--- PROVIDED MATERIAL ---
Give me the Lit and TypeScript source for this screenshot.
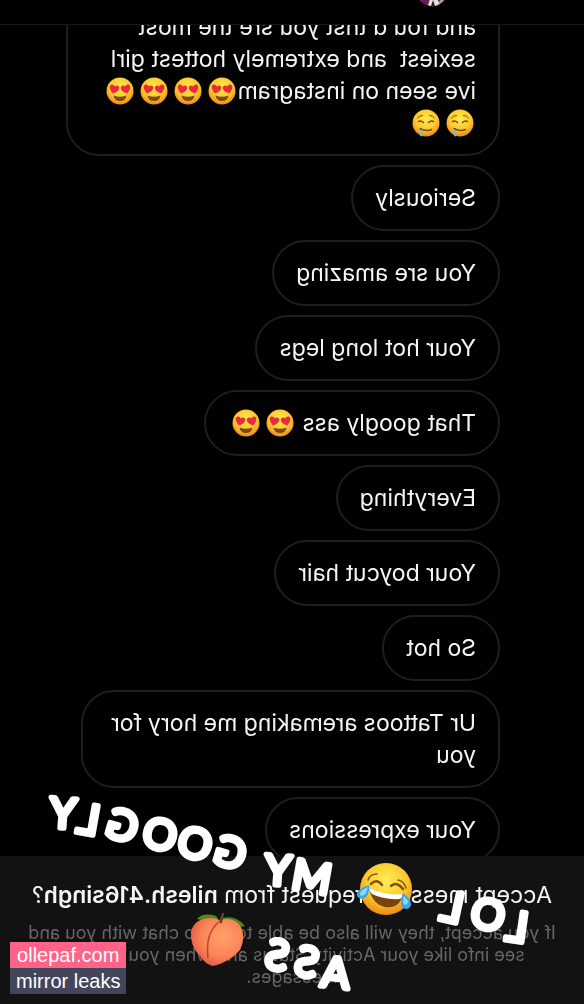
import { LitElement, html, css, svg } from "lit";
import { customElement, property } from "lit/decorators.js";

type Face = "love" | "drool";
type Part = string | Face[];

const MESSAGES: Part[][] = [
  [
    "and fou d tnst you sre the most sexiest  and extremely hottest girl ive seen on instagram",
    ["love", "love", "love", "love", "drool", "drool"],
  ],
  ["Seriously"],
  ["You sre amazing"],
  ["Your hot long legs"],
  ["That googly ass ", ["love", "love"]],
  ["Everything"],
  ["Your boycut hair"],
  ["So hot"],
  ["Ur Tattoos aremaking me hory for \nyou"],
  ["Your expressions"],
];

@customElement("face-icon")
class FaceIcon extends LitElement {
  @property() kind: Face = "love";

  static styles = css`
    :host {
      display: inline-block;
      width: 34px;
      height: 28px;
      vertical-align: middle;
      margin-top: -4px;
    }
    svg {
      display: block;
      width: 28px;
      height: 28px;
      margin-left: 2px;
    }
  `;

  render() {
    const heart = "M0 4.8C-2.6 3-4.6 1.2-4.6-1.2C-4.6-3.6-1.4-4.4 0-2C1.4-4.4 4.6-3.6 4.6-1.2C4.6 1.2 2.6 3 0 4.8Z";
    const features =
      this.kind === "love"
        ? svg`
            <path d="M7.5 18.5Q14 21 20.5 18.5Q19.5 24 14 24Q8.5 24 7.5 18.5Z" fill="#7c4a0a" />
            <path d=${heart} transform="translate(8.2 11.6) rotate(14) scale(1.05)" fill="#ea2a3c" />
            <path d=${heart} transform="translate(19.8 11.6) rotate(-14) scale(1.05)" fill="#ea2a3c" />`
        : svg`
            <g fill="none" stroke="#7c4a0a" stroke-linecap="round">
              <path d="M5.5 9Q7 6.5 10.5 6.5M17.5 6.5Q21 6.5 22.5 9" stroke-width="1" />
              <path d="M6.5 12.5Q9 11 11.5 13.5M16.5 13.5Q19 11 21.5 12.5" stroke-width="1.5" />
              <path d="M8.5 20.5Q14 23 20 19.5" stroke-width="1.5" />
            </g>
            <path d="M17.5 21.5L20.5 20.5Q19.5 23 20 27L18 27.5Q18.5 24 17.5 21.5Z" fill="#62c4e4" />`;
    return html`<svg viewBox="0 0 28 28" aria-hidden="true">
      <defs>
        <radialGradient id="skin" cx="50%" cy="35%" r="65%">
          <stop offset="0" stop-color="#ffe94d" />
          <stop offset="0.6" stop-color="#fdc92e" />
          <stop offset="1" stop-color="#ee8a12" />
        </radialGradient>
      </defs>
      <circle cx="14" cy="14" r="13.5" fill="url(#skin)" />
      ${features}
    </svg>`;
  }
}

@customElement("app-root")
class AppRoot extends LitElement {
  static styles = css`
    :host {
      display: block;
      position: relative;
      height: 100vh;
      overflow: hidden;
      background: #000;
      color: #f5f5f5;
      font-family: Inter, "Liberation Sans", sans-serif;
    }
    .stage {
      display: flex;
      flex-direction: column;
      height: 100%;
      transform: scaleX(-1);
    }
    .bar {
      display: flex;
      align-items: flex-end;
      flex: none;
      box-sizing: border-box;
      height: 25px;
      padding: 0 0 17px 134px;
      border-bottom: 1px solid #161616;
      overflow: hidden;
    }
    .avatar {
      flex: none;
      width: 36px;
      height: 36px;
    }
    .thread {
      flex: 1;
      min-height: 0;
      display: flex;
      flex-direction: column;
      justify-content: flex-end;
      align-items: flex-start;
      gap: 9px;
      overflow: hidden;
      padding-left: 84px;
      margin-bottom: -7px;
    }
    .bubble {
      flex: none;
      box-sizing: border-box;
      max-width: 434px;
      padding: 15px 22px;
      border: 2px solid #1e1e1e;
      border-radius: 33px;
      font-size: 23px;
      line-height: 32px;
      white-space: break-spaces;
    }
    .request {
      flex: none;
      position: relative;
      padding: 23px 24px 16px;
      background: #121212;
      text-align: center;
    }
    .title {
      margin: 0;
      font-size: 23px;
      line-height: 32px;
      font-weight: 400;
      white-space: nowrap;
    }
    .title b {
      font-weight: 600;
    }
    .note {
      margin: 11px 0 0;
      font-size: 18px;
      line-height: 22px;
      color: #666;
    }
    .stickers {
      position: absolute;
      left: 0;
      bottom: 0;
      width: 100%;
      pointer-events: none;
    }
    .scrawl {
      font-family: Lato, sans-serif;
      font-size: 42px;
      fill: #fff;
      stroke: #fff;
      stroke-width: 5px;
      stroke-linejoin: round;
      text-anchor: middle;
    }
    .mark {
      position: absolute;
      left: 10px;
      bottom: 10px;
      display: grid;
      text-align: center;
      font: 20px/26px "Liberation Sans", Arial, sans-serif;
      color: #fff;
    }
    .site {
      background: #ff6388;
      padding: 0 6px;
    }
    .tag {
      background: #43465a;
      padding: 0 6px;
    }
  `;

  render() {
    return html`
      <div class="stage">
        <header class="bar">
          <svg class="avatar" viewBox="0 0 36 36" aria-hidden="true">
            <circle cx="18" cy="18" r="17" fill="#6b1a58" />
            <path d="M10 33L15 24L20 28L22 34Q17 37 10 33Z" fill="#e9dfe3" />
            <path d="M15 35L17 29L19 35Z" fill="#2a2030" />
            <path d="M6 30L9 27L12 34Z" fill="#93a79a" />
          </svg>
        </header>
        <main class="thread">
          ${MESSAGES.map(
            (parts) => html`<div class="bubble">${parts.map((p) =>
              typeof p === "string" ? p : p.map((k) => html`<face-icon kind=${k}></face-icon>`)
            )}</div>`
          )}
        </main>
        <section class="request">
          <h1 class="title">Accept message request from <b>nilesh.416singh</b>?</h1>
          <p class="note">
            If you accept, they will also be able to video chat with you and<br />see info like your
            Activity Status and when you've read<br />messages.
          </p>
        </section>
      </div>

      <svg class="stickers" viewBox="0 780 584 224">
        <defs>
          <radialGradient id="joy" cx="50%" cy="35%" r="65%">
            <stop offset="0" stop-color="#ffee58" />
            <stop offset="0.6" stop-color="#fdc92e" />
            <stop offset="1" stop-color="#ee8a12" />
          </radialGradient>
          <radialGradient id="peach" cx="60%" cy="40%" r="65%">
            <stop offset="0" stop-color="#ffa268" />
            <stop offset="0.6" stop-color="#fb8557" />
            <stop offset="1" stop-color="#e85a45" />
          </radialGradient>
        </defs>
        <g class="scrawl" transform="translate(584 0) scale(-1 1)">
          <text x="69 100 135" y="943 933 924" rotate="-8 -14 -12">LOL</text>
          <text x="275 307" y="895 886" rotate="-10 -4">MY</text>
          <text x="358 393 428 466 498 522" y="871 862 853 844 836 829" rotate="-16 -14 -14 -16 -10 -4">GOOGLY</text>
          <text x="250 281 310" y="989 979 972" rotate="-6 -14 -12">ASS</text>
        </g>
        <g transform="translate(386 889)">
          <circle r="26" fill="url(#joy)" />
          <g fill="none" stroke="#85510d" stroke-linecap="round">
            <path d="M-18-9Q-16-15-9-15M12-9Q18-8 20-1" stroke-width="1.5" />
            <path d="M-15-5Q-9-11-4-4M5-3Q11-8 17 0" stroke-width="2.5" />
          </g>
          <path d="M-17-1Q0 9 17 6Q13 20-1 18Q-14 15-17-1Z" fill="#7a430b" />
          <path d="M-17-1Q0 7 16 5Q17 9 14 10Q-2 11-14 5Q-17 2-17-1Z" fill="#fff" />
          <path d="M-17-4Q-31 1-29 7Q-26 12-20 8Q-16 4-17-4Z" fill="#37a8e6" />
          <path d="M-18-2Q-27 2-26 6Q-23 8-20 4Z" fill="#8fd8fa" />
          <path d="M17 4Q13 16 17 19Q23 22 25 16Q26 11 17 4Z" fill="#37a8e6" />
          <path d="M18 7Q16 14 19 16Q22 15 22 12Z" fill="#8fd8fa" />
        </g>
        <g>
          <path d="M197 919Q203 912 216 916L219 920Q206 922 197 919Z" fill="#4b8b1d" />
          <path d="M222 918Q236 915 245 926Q233 929 222 918Z" fill="#4b8b1d" />
          <path
            d="M219 920Q234 916 241 927Q246 937 240 950Q230 962 213 966Q205 964 200 956Q190 946 191 932Q194 919 209 918Q215 918 219 920Z"
            fill="url(#peach)"
          />
          <path d="M220 921Q205 932 208 958" fill="none" stroke="#b9442c" stroke-width="1.5" />
          <path d="M223 914Q221 918 221 922" fill="none" stroke="#6b4020" stroke-width="2.5" stroke-linecap="round" />
        </g>
      </svg>

      <div class="mark"><span class="site">ollepaf.com</span><span class="tag">mirror leaks</span></div>
    `;
  }
}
---
§ **WHAT IS ASKED**:
Your task is to return the lines above, from the first one up to and including the line containing "type Part = string | Face[];", minus any pictures.

§ **COMPLETED EXERCISE**:
Give me the Lit and TypeScript source for this screenshot.
import { LitElement, html, css, svg } from "lit";
import { customElement, property } from "lit/decorators.js";

type Face = "love" | "drool";
type Part = string | Face[];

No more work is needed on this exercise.